While police learned what to look out for, parents started to keep their children indoors, fearing their kids could be the killer's next victim.

Nancy McCauley, a reporter for Channel 2 in the 1970s, covered the cases from the start, and witnessed firsthand the way the killings impacted communities and families.

"I do believe people really tightened up the freedom that their children had because they were afraid, and I saw that, too. We’d be out trying to do stories, and before you'd see a bunch of kids playing," she said. 

After the murders started, what she saw changed.

"Not without an adult. An older person was always there. I think everybody was terrified it would happen again, it could happen to them," McCauley said.

Oakland County Child Killer suspects

Using the more than 16,000 tips submitted to the task force established to investigate the murders, investigators developed three suspects: Chris Busch, Ted Lamborgine, and Arch Sloan. Investigators believe these men had connections to an undercover pedophile ring that operated throughout the state, and involved trading child porn and assaulting children.

Chris Busch, Ted Lamborgine, and Arch Sloan

Decades later, those close to the case still consider Busch a top suspect in the Oakland County murders, but he died of a suspicious suicide before he could face any charges. He was charged with sex crimes against children, but he never spent any time behind bars.

The other suspects both received life sentences for crimes against children.

A northern Michigan island with a dark secret

Hundreds of miles from Oakland County sits North Fox Island. While not near the scene of the crimes, its connections to some of the men suspected in the murders continue to catch the attention of investigators.

This island off of Grand Traverse Bay was owned by Francis Sheldon, a wealthy businessman who ran a boys' camp on the island called Brother Paul's Nature Center. Investigators say this was actually a child porn operation. The link to Oakland County? Busch was a friend and customer of Sheldon, according to investigators. 

Chris Busch

Bill Johnson, who spent time on North Fox Island when he was eight, described the sex abuse he faced at the hands of men. 

"Other men were there taking pictures of us swimming, playing, everyone was naked," he said.

Of the men involved in the crimes on North Fox, only one, a former gym teacher in Port Huron named Gerald Richards, was ever charged.

A renewed investigation

Michigan State Police is now the leading agency on the case.

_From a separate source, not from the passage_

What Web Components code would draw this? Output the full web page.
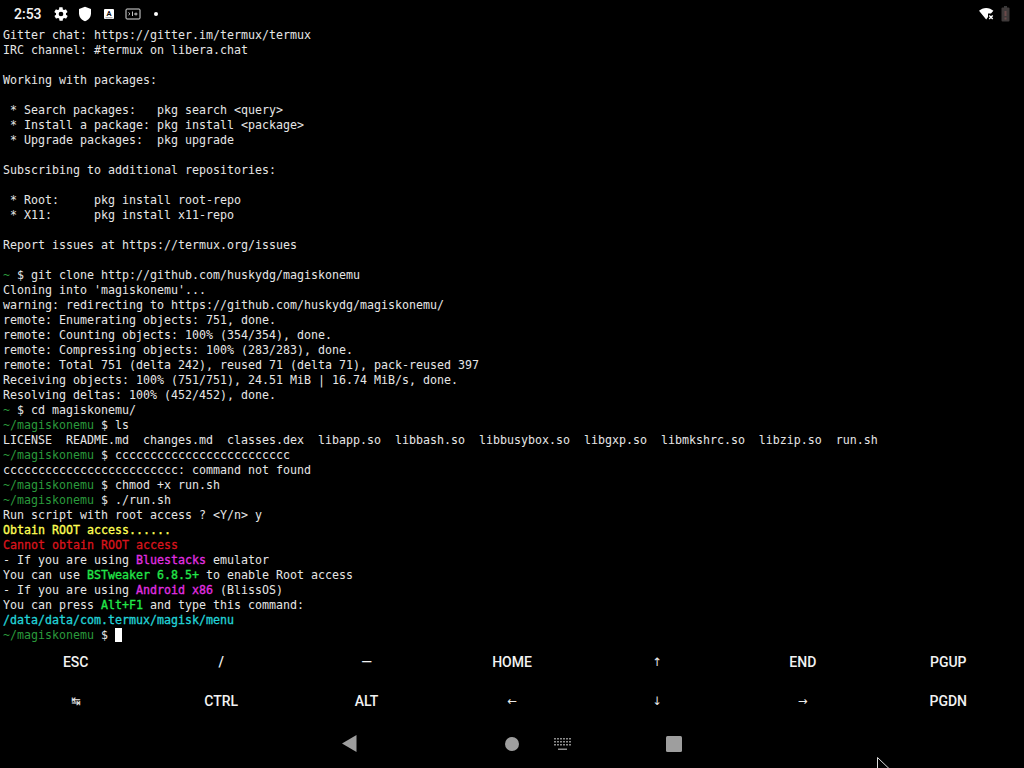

Though MSP declined to allow any authorities to speak on camera about the Oakland County Child Killer, Oakland County Sheriff Mike Bouchard spoke about what his office is doing to help advance the investigation five decades later.

Last summer, Bouchard directed his special investigations unit to revisit the case files to see if there are any pieces of evidence or connections that may have been missed. This involves digitizing case files and using artifical intelligence to analyze them.

The process also involves running any evidence through mitochondrial DNA testing, a process that allows genecology to be used to develop potential suspects.

"If I could do anything before I’m done and I hang up my badge, I would like to give the family closure," Bouchard said.